Michael is able to duck back into the stall unseen. 

Georgina is able to keep Alberts attention on her as they leave the ladies room. 



This is at the half hour point in the film and it only spirals in deeper from here, all the while Greenaway imaginatively envisions the rest of the film as courses on an expensive prix fixe menu.

Noirsville






































































This is a flamboyant Visual Noir Arthouse Masterpiece. Peter Greenaway, Sacha Vierny, and Michael Nyman, do to Noir, what Sergio Leone did for the Western. 

Its been said that Leone made Once Upon A Time In The West into High Opera, an operatic western, where the arias were stared not sung. Greenaway here does almost the same for Neo Noir and elevates it into a rich sensory abbondanza. Like Kubrick's Barry Lyndon, every frame here is a renaissance mural. 

The main actors Richard Bohringer (Subway, Diva), Michael Gabon (The Singing Detective, Sleepy Hollow), Helen Mirren (Age of Consent, Hussy, The Long Good Friday), and Alan Howard are all excellent. 

The rest of the cast includes Tim Roth (Pulp Fiction) as Mitchel sort of Spica's main lieutenant / gofer, other gang members are Gary Olsen as Spangler, Ewan Stewart as Harris, Bob Goody as Starkie, Ron Cook as Mews, Roger Ashton-Griffiths as Turpin, the gangs eyeglass wearing bookkeeper.

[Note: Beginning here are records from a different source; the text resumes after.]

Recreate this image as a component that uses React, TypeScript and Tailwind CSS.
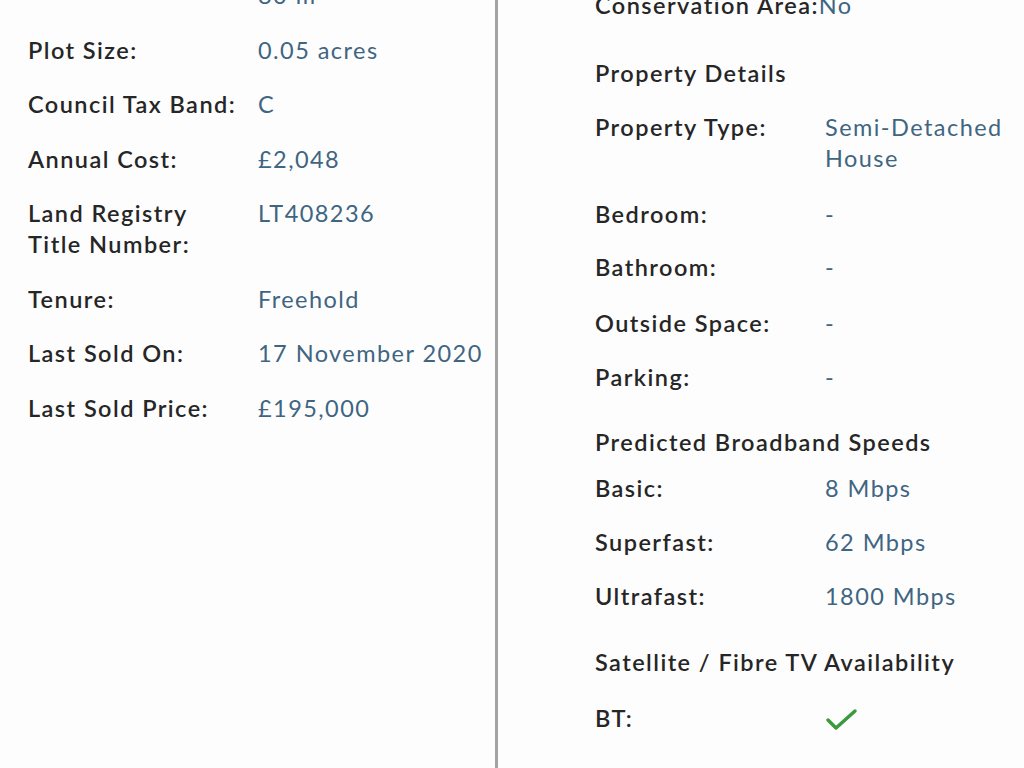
import React from "react";

const font = { fontFamily: "Lato, 'Open Sans', sans-serif" };

function Row({ label, value, className = "" }: { label: React.ReactNode; value: React.ReactNode; className?: string }) {
  return (
    <div className={`grid grid-cols-[230px_1fr] leading-[31px] ${className}`}>
      <div className="font-semibold text-[#262626]">{label}</div>
      <div className="text-[#3f6581]">{value}</div>
    </div>
  );
}

function Heading({ children, className = "" }: { children: React.ReactNode; className?: string }) {
  return <div className={`font-semibold text-[#262626] leading-[31px] ${className}`}>{children}</div>;
}

export default function App() {
  return (
    <div className="w-[1024px] h-[768px] overflow-hidden bg-[#fdfdfe] flex text-[23.5px] tracking-[1.45px]" style={font}>
      <div className="w-[498px] h-full border-r-[3px] border-[#a3a3a3] pl-[28px]">
        <div className="flex flex-col gap-[23.5px] -mt-[20px]">
          <Row label="" value={<span>80 m²</span>} />
          <Row label="Plot Size:" value="0.05 acres" />
          <Row label="Council Tax Band:" value="C" />
          <Row label="Annual Cost:" value="£2,048" />
          <Row label={<>Land Registry<br />Title Number:</>} value="LT408236" />
          <Row label="Tenure:" value="Freehold" />
          <Row label="Last Sold On:" value="17 November 2020" />
          <Row label="Last Sold Price:" value="£195,000" />
        </div>
      </div>
      <div className="flex-1 pl-[97px] flex flex-col -mt-[10.5px]">
        <div className="leading-[31px] font-semibold text-[#262626]">
          Conservation Area:<span className="font-normal text-[#3f6581]">No</span>
        </div>
        <Heading className="mt-[37px]">Property Details</Heading>
        <Row className="mt-[23px]" label="Property Type:" value={<>Semi-Detached<br />House</>} />
        <Row className="mt-[25px]" label="Bedroom:" value="-" />
        <Row className="mt-[22px]" label="Bathroom:" value="-" />
        <Row className="mt-[25px]" label="Outside Space:" value="-" />
        <Row className="mt-[23px]" label="Parking:" value="-" />
        <Heading className="mt-[34px]">Predicted Broadband Speeds</Heading>
        <Row className="mt-[15px]" label="Basic:" value="8 Mbps" />
        <Row className="mt-[23px]" label="Superfast:" value="62 Mbps" />
        <Row className="mt-[23px]" label="Ultrafast:" value="1800 Mbps" />
        <Heading className="mt-[35px]">Satellite / Fibre TV Availability</Heading>
        <Row
          className="mt-[25px]"
          label="BT:"
          value={
            <svg width="34" height="28" viewBox="0 0 34 28" className="mt-[2px]">
              <polyline points="3,15 11,23 30,6" fill="none" stroke="#3b9a3e" strokeWidth="3.5" strokeLinecap="round" strokeLinejoin="round" />
            </svg>
          }
        />
      </div>
    </div>
  );
}
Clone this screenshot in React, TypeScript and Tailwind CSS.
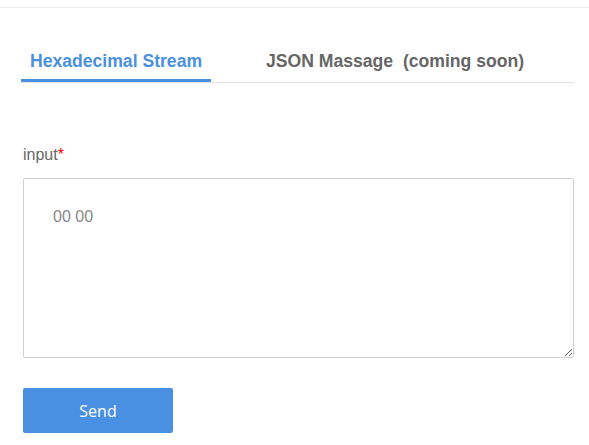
export default function App() {
  return (
    <div className="w-[589px] h-[445px] bg-white overflow-hidden" style={{ fontFamily: '"Liberation Sans", Arial, sans-serif' }}>
      <div className="h-[8px] border-b border-[#ececec]" />
      <div className="pl-[21px] pr-[15px]">
        <div className="flex items-end border-b border-[#e2e2e2]">
          <div className="mt-[43px] w-[190px] pb-[8px] border-b-[3px] border-[#4a90e2] text-center text-[17.6px] leading-[20px] font-bold text-[#4a90e2]">
            Hexadecimal Stream
          </div>
          <div className="ml-[55px] pb-[11px] text-[17.6px] leading-[20px] font-bold text-[#666]">
            JSON Massage&nbsp; (coming soon)
          </div>
        </div>
      </div>
      <div className="pl-[23px] pr-[15px]">
        <div className="mt-[63px] text-[16px] leading-[18px] text-[#666]">
          input<span className="text-[#f00]">*</span>
        </div>
        <textarea
          className="mt-[14px] block w-[551px] h-[180px] border border-[#d0d0d0] rounded-[2px] pl-[29px] pt-[26px] text-[16px] text-[#888] outline-none"
          style={{ fontFamily: '"Liberation Sans", Arial, sans-serif' }}
          defaultValue="00 00"
        />
        <button
          className="mt-[30px] w-[150px] h-[45px] bg-[#4a90e2] rounded-[2px] text-white text-[16px]"
          style={{ fontFamily: '"Open Sans", sans-serif' }}
        >
          Send
        </button>
      </div>
    </div>
  );
}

Liz Smith plays Grace,  Albert's mother. 

Ciarán Hinds (Tinker Tailor Soldier Spy) as Cory, as a pony-tail wearing pimp, Roger Lloyd-Pack as Geoff, and Ian Dury (Judge Dred) as Terry Fitch, all underworld associates of Spica. 

Diane Langton plays May Fitch, Terry's wife. Emer Gillespie as Patricia one of Cory's girls, Alex Kingston as Adele, a red-dressed waitress at the restaurant, and Flavia Brilli as the cabaret singer.